***** Record extracts
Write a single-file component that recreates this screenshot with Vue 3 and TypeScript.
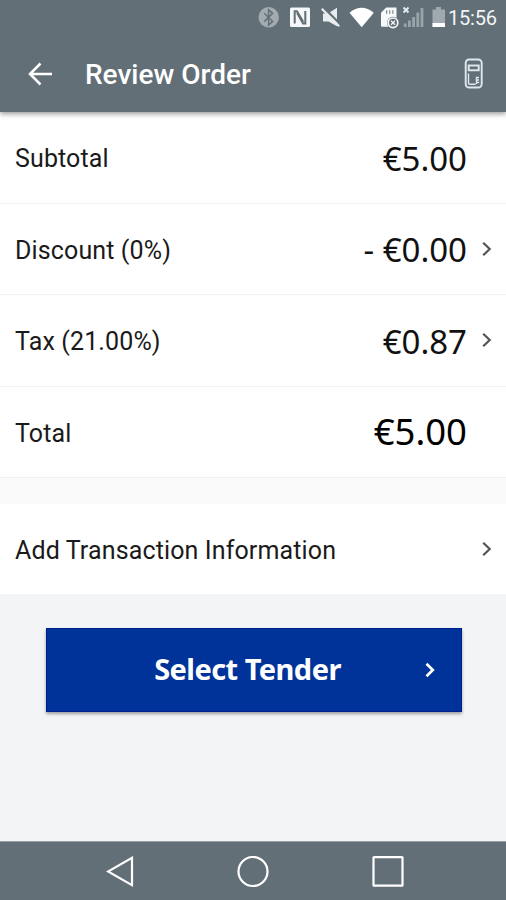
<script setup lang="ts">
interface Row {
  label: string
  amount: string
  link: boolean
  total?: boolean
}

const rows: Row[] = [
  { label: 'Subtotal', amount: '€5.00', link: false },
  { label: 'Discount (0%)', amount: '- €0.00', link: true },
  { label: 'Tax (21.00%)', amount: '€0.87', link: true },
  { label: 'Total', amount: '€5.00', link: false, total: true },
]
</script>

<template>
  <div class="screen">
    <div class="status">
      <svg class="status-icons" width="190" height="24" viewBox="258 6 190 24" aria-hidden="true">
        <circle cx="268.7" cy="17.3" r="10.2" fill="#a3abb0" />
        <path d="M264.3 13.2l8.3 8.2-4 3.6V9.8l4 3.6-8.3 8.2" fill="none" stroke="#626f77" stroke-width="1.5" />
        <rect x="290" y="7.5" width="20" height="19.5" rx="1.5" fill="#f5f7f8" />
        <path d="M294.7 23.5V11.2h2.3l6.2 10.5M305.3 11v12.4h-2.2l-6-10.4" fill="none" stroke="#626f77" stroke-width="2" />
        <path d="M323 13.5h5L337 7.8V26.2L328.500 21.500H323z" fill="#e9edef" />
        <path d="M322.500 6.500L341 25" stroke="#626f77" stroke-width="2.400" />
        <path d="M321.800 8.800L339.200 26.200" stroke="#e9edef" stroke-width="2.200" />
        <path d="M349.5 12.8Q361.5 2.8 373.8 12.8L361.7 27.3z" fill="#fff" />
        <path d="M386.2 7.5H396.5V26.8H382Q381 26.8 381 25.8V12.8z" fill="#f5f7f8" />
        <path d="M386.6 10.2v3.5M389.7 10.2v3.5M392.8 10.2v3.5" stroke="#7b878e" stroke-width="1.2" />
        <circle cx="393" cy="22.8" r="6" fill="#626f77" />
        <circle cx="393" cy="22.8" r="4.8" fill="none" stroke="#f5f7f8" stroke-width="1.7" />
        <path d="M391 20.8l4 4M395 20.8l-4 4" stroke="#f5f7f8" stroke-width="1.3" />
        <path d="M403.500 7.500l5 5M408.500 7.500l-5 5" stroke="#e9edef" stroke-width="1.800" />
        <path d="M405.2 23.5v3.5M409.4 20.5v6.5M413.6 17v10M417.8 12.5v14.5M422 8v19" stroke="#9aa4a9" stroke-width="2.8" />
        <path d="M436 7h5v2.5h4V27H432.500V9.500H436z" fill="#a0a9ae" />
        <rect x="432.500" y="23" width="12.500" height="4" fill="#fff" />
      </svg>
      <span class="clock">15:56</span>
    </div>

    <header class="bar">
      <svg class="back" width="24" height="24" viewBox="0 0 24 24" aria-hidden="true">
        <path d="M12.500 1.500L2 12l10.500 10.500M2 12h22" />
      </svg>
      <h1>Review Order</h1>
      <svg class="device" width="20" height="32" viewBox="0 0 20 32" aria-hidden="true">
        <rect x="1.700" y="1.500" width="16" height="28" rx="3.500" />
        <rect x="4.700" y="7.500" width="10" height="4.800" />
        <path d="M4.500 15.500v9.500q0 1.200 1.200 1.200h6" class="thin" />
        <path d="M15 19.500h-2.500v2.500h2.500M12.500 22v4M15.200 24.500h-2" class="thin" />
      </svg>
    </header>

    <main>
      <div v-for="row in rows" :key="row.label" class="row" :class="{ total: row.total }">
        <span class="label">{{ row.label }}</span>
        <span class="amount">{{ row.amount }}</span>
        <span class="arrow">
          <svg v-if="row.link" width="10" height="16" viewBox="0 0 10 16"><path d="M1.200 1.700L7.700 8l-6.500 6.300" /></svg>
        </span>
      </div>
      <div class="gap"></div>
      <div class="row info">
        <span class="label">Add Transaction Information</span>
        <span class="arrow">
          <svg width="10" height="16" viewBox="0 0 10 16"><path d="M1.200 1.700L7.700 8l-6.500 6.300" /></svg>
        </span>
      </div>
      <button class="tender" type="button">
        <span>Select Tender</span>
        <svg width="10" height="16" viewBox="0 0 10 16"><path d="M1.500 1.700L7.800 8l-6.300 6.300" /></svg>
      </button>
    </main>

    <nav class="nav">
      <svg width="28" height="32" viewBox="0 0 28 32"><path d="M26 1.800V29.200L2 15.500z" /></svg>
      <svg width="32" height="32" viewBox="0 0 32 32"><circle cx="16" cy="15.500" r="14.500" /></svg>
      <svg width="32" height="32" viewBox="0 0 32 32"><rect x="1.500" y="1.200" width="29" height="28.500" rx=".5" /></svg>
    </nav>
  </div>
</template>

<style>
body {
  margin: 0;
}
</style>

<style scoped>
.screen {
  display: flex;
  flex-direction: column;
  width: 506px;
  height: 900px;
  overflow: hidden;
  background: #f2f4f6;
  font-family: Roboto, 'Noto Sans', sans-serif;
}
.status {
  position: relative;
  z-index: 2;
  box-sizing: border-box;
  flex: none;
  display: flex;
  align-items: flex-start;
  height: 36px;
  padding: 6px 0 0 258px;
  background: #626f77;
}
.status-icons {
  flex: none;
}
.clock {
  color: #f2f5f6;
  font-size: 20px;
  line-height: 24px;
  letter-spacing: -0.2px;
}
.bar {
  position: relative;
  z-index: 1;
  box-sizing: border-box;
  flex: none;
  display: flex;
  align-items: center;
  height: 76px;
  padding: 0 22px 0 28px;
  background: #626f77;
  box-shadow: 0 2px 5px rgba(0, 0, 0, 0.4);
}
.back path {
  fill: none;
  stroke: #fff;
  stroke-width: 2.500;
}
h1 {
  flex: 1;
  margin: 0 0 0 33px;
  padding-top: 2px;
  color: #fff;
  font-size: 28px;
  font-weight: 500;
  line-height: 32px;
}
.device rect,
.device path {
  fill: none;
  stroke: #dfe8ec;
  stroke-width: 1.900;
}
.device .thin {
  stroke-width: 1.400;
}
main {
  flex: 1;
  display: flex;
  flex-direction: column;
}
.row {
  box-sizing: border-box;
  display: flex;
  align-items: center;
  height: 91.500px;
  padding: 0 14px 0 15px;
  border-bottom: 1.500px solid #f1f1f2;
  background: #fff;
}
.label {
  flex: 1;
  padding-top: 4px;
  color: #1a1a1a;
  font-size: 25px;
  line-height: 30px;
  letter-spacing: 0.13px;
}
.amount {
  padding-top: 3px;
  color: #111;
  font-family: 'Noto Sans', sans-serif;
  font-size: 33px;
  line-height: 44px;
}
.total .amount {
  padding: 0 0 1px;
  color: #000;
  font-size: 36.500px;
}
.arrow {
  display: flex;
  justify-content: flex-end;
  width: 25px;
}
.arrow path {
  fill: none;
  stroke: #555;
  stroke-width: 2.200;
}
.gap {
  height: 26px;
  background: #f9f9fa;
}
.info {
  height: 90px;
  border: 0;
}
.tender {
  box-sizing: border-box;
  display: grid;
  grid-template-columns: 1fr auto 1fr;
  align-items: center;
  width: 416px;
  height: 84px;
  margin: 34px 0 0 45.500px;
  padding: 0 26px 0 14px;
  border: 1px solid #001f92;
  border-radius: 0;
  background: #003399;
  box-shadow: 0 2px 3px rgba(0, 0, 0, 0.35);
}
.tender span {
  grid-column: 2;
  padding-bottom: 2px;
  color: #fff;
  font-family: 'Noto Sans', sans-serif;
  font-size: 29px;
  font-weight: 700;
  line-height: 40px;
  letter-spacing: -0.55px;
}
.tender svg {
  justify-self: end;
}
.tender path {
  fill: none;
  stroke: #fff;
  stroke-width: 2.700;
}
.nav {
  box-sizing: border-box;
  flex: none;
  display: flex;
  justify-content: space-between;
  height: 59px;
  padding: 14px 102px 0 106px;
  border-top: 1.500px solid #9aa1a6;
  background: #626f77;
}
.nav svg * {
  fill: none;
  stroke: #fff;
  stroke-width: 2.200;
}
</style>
**********
***** Record extracts
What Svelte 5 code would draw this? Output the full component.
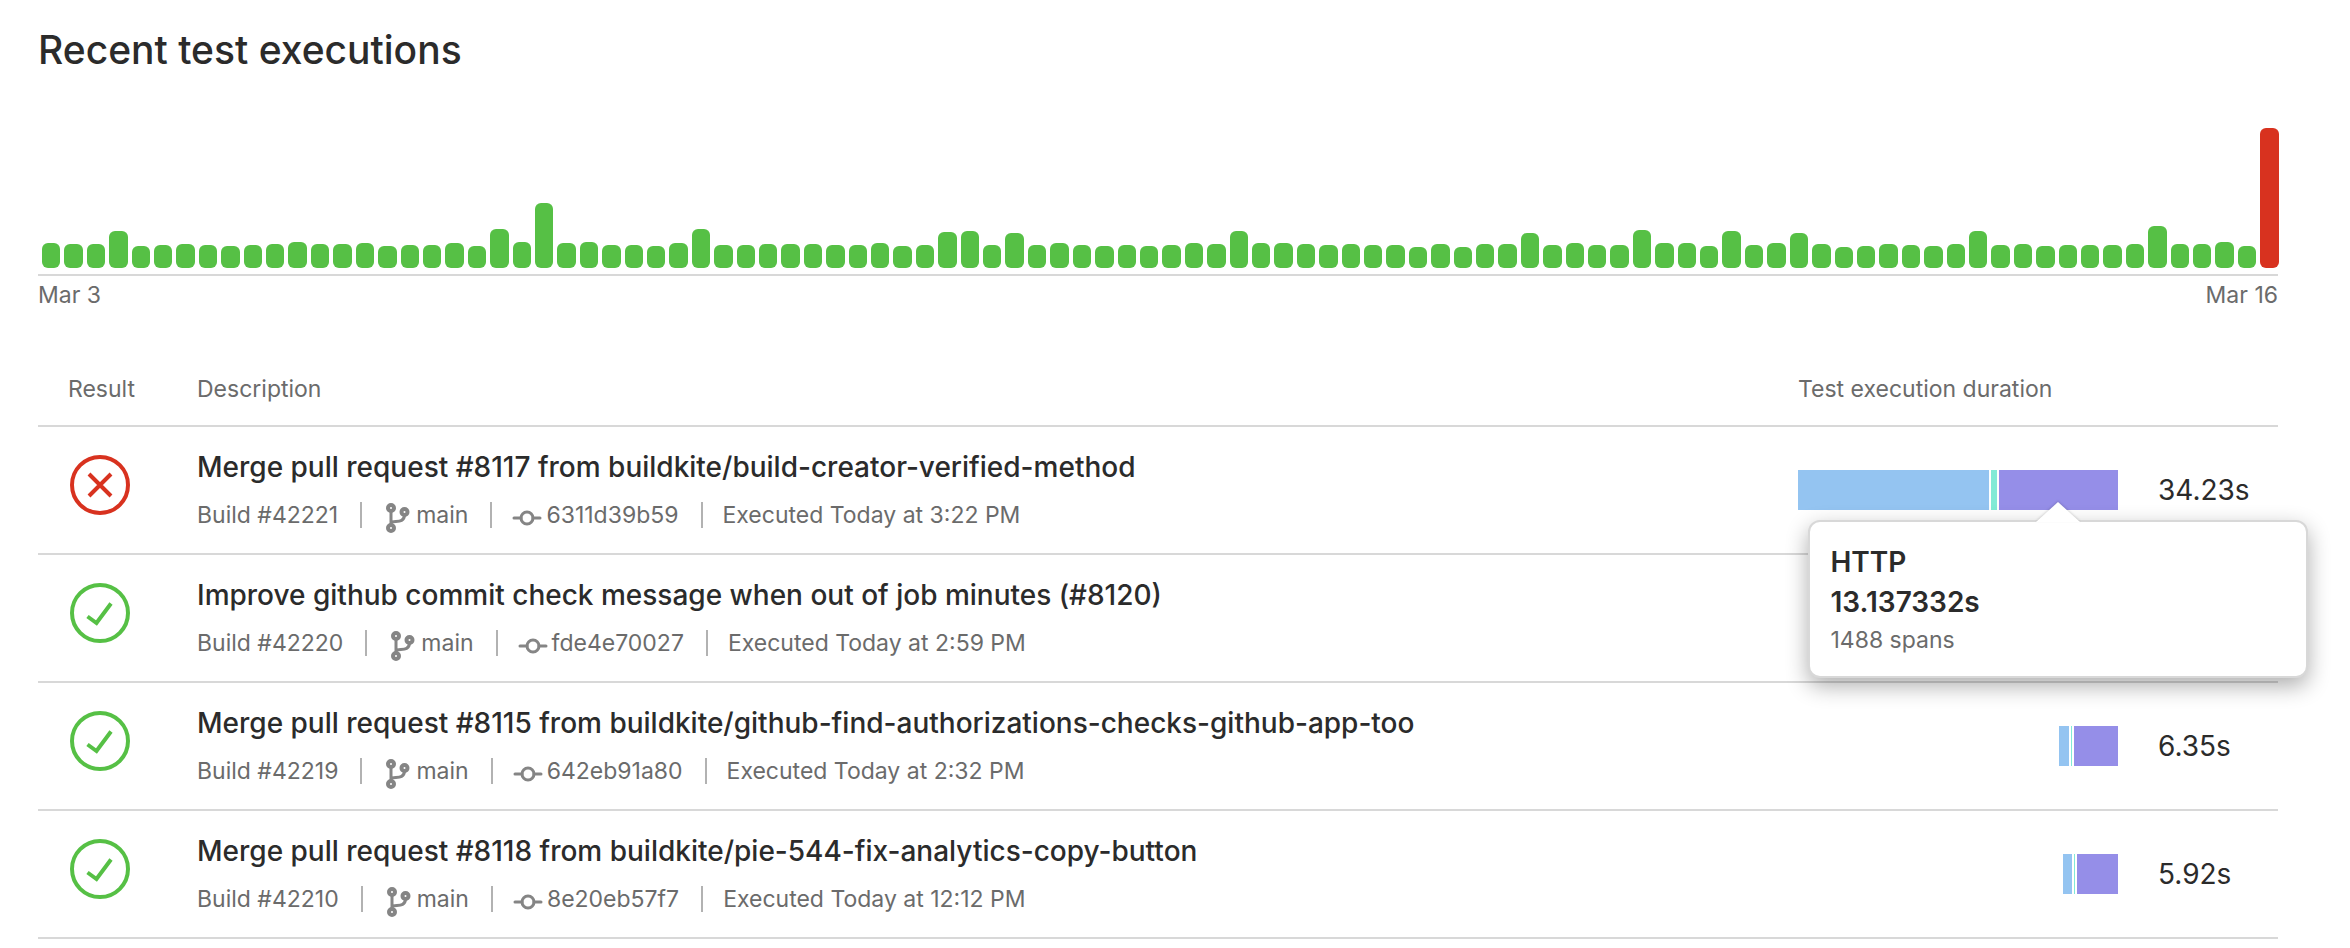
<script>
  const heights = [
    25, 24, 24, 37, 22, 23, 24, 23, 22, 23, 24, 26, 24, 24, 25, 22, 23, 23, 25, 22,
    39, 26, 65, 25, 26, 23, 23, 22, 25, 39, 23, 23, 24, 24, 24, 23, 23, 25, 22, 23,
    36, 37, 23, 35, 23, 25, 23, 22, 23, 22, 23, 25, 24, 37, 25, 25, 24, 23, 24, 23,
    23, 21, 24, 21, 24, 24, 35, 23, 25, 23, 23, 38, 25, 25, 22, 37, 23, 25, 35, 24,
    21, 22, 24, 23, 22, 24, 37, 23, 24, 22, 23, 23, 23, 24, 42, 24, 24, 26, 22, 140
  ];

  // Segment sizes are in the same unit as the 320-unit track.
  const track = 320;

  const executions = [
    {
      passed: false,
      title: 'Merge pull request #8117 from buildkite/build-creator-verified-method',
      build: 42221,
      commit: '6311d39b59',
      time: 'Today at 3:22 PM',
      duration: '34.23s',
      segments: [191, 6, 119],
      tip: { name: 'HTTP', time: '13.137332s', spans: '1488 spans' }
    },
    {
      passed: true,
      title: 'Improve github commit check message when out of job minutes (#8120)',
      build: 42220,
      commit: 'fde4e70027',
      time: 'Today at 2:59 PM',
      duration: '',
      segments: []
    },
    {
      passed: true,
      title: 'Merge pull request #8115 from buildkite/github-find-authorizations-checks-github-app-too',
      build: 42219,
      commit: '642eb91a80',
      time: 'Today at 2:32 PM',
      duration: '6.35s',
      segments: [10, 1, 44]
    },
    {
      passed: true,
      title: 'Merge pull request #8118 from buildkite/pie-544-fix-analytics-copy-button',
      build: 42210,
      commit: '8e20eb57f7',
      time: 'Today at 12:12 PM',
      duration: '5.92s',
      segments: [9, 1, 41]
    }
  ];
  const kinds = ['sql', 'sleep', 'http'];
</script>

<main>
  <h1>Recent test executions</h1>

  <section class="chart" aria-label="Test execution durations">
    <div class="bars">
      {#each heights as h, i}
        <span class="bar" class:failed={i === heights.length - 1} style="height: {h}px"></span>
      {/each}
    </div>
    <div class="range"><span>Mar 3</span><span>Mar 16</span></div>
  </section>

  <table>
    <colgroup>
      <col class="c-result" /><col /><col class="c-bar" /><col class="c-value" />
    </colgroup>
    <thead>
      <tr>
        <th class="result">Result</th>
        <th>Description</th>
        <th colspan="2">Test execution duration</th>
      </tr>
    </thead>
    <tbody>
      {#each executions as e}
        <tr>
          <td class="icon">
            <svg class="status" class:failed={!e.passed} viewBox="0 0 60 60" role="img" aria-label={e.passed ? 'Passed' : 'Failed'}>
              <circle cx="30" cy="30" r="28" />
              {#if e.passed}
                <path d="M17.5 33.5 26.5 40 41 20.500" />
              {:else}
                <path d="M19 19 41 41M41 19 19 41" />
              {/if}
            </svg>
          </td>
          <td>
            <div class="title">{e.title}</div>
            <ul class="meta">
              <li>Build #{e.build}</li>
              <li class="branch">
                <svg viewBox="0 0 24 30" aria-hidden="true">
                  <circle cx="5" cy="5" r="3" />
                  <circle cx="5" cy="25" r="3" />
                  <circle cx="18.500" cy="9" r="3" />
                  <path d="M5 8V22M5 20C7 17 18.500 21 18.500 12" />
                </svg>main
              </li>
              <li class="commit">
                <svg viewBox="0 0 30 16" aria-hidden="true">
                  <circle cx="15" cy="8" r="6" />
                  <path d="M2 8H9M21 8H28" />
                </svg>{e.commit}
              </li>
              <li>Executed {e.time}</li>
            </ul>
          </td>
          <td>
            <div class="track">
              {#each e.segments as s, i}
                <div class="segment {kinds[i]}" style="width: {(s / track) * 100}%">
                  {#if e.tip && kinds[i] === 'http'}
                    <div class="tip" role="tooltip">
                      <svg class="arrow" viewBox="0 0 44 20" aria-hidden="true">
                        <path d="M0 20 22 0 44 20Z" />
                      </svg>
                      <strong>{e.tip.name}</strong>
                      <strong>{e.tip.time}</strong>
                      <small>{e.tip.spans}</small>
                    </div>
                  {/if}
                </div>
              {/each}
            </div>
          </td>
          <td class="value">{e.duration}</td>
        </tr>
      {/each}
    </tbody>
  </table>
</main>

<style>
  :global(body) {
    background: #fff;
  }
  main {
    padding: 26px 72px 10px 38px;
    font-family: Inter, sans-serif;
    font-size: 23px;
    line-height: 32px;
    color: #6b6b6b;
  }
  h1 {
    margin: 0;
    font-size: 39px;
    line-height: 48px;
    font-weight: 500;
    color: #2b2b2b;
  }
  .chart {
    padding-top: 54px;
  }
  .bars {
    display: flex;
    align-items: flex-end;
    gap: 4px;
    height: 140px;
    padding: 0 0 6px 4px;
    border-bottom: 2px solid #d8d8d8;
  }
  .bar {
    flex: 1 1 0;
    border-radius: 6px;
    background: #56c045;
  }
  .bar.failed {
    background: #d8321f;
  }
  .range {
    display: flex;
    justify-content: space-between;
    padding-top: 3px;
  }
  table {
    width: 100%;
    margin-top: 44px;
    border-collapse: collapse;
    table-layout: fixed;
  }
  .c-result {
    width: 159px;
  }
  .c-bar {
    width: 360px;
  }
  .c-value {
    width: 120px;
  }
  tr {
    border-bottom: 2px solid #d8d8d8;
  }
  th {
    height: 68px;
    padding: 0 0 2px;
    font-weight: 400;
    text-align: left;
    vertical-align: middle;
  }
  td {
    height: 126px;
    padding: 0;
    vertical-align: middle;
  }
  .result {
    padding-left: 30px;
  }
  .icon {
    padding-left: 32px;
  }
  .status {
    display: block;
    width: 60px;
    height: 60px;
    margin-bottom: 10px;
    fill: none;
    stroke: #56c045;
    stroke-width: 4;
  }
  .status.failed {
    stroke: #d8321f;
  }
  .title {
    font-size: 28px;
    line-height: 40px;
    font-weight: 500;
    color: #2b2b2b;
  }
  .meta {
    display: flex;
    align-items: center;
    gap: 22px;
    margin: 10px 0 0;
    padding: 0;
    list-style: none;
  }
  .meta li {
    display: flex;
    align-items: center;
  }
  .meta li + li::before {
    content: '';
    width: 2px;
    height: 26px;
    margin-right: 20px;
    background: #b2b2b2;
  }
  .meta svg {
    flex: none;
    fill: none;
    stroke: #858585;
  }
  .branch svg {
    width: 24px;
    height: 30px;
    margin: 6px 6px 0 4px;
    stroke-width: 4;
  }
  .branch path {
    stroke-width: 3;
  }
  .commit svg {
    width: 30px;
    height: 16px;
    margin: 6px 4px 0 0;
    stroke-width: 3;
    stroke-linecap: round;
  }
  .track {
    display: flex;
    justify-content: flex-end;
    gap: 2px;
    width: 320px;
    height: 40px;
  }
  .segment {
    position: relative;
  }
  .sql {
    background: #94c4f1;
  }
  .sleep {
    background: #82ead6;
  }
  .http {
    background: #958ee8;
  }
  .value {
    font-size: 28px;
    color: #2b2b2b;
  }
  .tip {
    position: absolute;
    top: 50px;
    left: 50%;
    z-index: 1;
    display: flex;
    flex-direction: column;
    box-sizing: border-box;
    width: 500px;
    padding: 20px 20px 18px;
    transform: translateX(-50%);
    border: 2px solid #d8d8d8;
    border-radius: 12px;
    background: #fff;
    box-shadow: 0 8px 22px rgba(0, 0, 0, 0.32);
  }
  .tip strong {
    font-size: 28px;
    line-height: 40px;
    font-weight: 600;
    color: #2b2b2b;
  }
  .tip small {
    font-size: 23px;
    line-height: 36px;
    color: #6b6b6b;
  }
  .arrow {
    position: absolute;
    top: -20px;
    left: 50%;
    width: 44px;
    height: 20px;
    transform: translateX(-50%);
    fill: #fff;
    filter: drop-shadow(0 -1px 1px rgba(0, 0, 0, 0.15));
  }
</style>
**********
To do: Copy exactly the part of the material above that opens with the line containing "What Svelte 5" and closes with the line containing "const track = 320;", ends included. Drop the images.

Response to this task:
What Svelte 5 code would draw this? Output the full component.
<script>
  const heights = [
    25, 24, 24, 37, 22, 23, 24, 23, 22, 23, 24, 26, 24, 24, 25, 22, 23, 23, 25, 22,
    39, 26, 65, 25, 26, 23, 23, 22, 25, 39, 23, 23, 24, 24, 24, 23, 23, 25, 22, 23,
    36, 37, 23, 35, 23, 25, 23, 22, 23, 22, 23, 25, 24, 37, 25, 25, 24, 23, 24, 23,
    23, 21, 24, 21, 24, 24, 35, 23, 25, 23, 23, 38, 25, 25, 22, 37, 23, 25, 35, 24,
    21, 22, 24, 23, 22, 24, 37, 23, 24, 22, 23, 23, 23, 24, 42, 24, 24, 26, 22, 140
  ];

  // Segment sizes are in the same unit as the 320-unit track.
  const track = 320;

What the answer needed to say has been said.